◆ Provided data:
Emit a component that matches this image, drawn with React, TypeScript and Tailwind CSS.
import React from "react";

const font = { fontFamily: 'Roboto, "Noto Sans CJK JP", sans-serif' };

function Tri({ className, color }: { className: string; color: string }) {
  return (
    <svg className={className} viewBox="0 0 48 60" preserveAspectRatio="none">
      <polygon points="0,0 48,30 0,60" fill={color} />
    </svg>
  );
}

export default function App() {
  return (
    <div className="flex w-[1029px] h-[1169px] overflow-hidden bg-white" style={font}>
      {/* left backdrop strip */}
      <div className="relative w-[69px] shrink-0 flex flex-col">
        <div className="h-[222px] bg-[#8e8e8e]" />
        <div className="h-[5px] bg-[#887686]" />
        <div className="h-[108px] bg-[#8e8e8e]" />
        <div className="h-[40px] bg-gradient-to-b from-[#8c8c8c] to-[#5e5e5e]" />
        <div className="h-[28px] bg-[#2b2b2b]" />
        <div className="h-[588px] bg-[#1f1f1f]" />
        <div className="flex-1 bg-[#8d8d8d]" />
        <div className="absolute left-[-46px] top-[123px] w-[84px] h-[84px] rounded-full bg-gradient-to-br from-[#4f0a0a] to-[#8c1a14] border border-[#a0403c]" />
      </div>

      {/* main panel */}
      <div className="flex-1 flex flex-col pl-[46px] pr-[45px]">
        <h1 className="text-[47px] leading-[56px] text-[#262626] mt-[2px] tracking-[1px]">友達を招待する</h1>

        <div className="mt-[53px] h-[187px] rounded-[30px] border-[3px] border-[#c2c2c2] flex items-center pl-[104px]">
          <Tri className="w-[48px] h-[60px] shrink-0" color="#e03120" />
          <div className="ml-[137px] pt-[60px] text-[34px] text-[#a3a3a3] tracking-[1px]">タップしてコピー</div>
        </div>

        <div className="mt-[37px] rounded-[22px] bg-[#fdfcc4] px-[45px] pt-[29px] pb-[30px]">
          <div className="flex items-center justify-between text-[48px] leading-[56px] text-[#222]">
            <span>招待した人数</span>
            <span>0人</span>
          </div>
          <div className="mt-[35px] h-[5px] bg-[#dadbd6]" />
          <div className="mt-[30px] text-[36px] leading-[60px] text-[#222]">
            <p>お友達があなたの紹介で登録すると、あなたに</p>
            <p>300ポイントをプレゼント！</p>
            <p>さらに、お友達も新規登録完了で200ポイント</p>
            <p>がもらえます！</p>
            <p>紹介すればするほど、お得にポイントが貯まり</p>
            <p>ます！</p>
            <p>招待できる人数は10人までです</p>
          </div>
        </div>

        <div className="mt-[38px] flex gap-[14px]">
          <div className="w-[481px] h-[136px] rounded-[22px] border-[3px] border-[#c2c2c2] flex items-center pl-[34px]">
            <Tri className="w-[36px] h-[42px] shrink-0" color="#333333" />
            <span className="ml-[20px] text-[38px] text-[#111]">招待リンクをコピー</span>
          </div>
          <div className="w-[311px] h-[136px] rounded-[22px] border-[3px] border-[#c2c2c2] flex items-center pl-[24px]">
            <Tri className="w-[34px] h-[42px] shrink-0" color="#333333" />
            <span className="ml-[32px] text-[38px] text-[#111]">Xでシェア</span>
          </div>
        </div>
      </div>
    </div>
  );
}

* * *

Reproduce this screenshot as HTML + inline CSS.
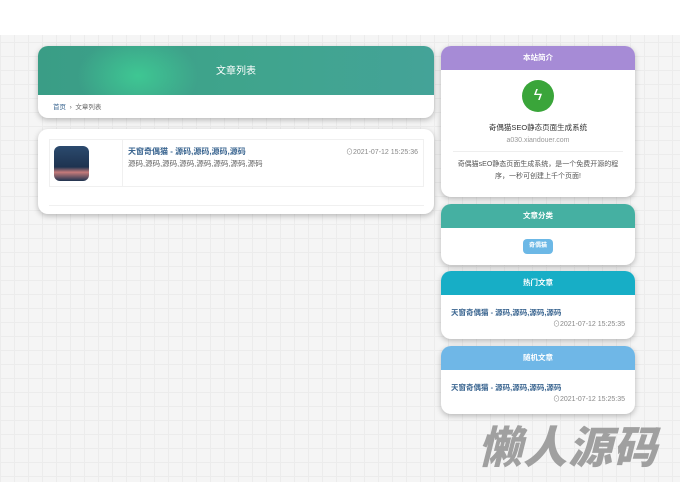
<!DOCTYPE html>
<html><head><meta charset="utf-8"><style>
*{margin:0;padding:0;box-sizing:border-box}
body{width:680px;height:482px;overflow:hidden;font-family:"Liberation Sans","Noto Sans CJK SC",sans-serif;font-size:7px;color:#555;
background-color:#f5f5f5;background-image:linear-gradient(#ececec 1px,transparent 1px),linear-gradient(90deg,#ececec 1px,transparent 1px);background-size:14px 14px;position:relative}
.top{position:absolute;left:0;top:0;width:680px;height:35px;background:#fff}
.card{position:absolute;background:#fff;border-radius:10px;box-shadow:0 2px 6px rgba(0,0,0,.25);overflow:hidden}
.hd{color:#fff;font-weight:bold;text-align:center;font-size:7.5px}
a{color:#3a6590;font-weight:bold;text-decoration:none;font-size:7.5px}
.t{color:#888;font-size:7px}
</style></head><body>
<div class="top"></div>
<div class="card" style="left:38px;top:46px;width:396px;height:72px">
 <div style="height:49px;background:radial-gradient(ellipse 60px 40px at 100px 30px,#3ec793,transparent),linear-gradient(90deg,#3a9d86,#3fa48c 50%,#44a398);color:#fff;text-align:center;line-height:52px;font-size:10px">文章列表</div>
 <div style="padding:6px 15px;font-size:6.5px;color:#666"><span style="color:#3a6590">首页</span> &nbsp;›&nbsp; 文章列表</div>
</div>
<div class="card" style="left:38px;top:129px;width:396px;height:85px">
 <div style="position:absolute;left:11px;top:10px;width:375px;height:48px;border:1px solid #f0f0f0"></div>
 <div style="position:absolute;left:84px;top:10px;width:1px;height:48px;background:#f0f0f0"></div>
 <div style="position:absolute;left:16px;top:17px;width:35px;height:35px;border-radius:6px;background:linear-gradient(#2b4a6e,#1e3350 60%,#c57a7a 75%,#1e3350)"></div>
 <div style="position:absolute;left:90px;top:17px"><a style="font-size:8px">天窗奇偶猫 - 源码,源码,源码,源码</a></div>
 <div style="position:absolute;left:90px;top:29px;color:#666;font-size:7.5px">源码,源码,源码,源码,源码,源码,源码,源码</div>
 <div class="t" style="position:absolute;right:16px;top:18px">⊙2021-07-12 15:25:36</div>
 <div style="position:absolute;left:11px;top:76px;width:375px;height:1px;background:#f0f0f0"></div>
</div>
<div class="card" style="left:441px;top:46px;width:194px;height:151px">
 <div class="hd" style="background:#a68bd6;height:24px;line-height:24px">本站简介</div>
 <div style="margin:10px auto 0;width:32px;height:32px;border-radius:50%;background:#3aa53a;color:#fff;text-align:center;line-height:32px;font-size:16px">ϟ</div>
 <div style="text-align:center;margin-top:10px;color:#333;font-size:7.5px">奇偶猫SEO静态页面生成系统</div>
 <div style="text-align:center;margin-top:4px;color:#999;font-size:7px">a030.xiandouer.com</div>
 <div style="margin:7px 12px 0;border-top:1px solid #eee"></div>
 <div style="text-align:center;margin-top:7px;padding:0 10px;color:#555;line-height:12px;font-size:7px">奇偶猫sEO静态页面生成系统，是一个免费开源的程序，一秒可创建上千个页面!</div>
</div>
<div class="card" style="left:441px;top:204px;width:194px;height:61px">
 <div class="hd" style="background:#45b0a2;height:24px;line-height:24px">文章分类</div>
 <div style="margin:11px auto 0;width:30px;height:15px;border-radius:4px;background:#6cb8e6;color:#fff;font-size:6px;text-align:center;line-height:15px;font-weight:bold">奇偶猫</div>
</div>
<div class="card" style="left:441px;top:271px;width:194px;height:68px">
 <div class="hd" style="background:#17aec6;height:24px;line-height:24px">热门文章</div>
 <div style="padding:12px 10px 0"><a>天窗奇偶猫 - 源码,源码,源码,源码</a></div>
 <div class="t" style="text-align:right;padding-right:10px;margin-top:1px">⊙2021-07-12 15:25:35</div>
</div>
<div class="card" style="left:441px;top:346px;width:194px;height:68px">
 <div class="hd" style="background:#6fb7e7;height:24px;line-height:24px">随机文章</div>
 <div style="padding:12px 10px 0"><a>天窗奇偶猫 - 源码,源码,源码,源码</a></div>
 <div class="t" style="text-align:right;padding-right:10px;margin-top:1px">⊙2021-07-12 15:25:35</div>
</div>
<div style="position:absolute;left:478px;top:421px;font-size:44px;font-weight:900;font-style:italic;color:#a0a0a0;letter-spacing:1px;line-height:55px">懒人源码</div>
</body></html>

---

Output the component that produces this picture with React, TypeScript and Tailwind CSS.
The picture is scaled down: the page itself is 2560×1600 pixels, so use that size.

◆ What you will do: Check each line of the records above for "Tailwind", and copy those that have it.

◆ Finished answer:
Emit a component that matches this image, drawn with React, TypeScript and Tailwind CSS.
Output the component that produces this picture with React, TypeScript and Tailwind CSS.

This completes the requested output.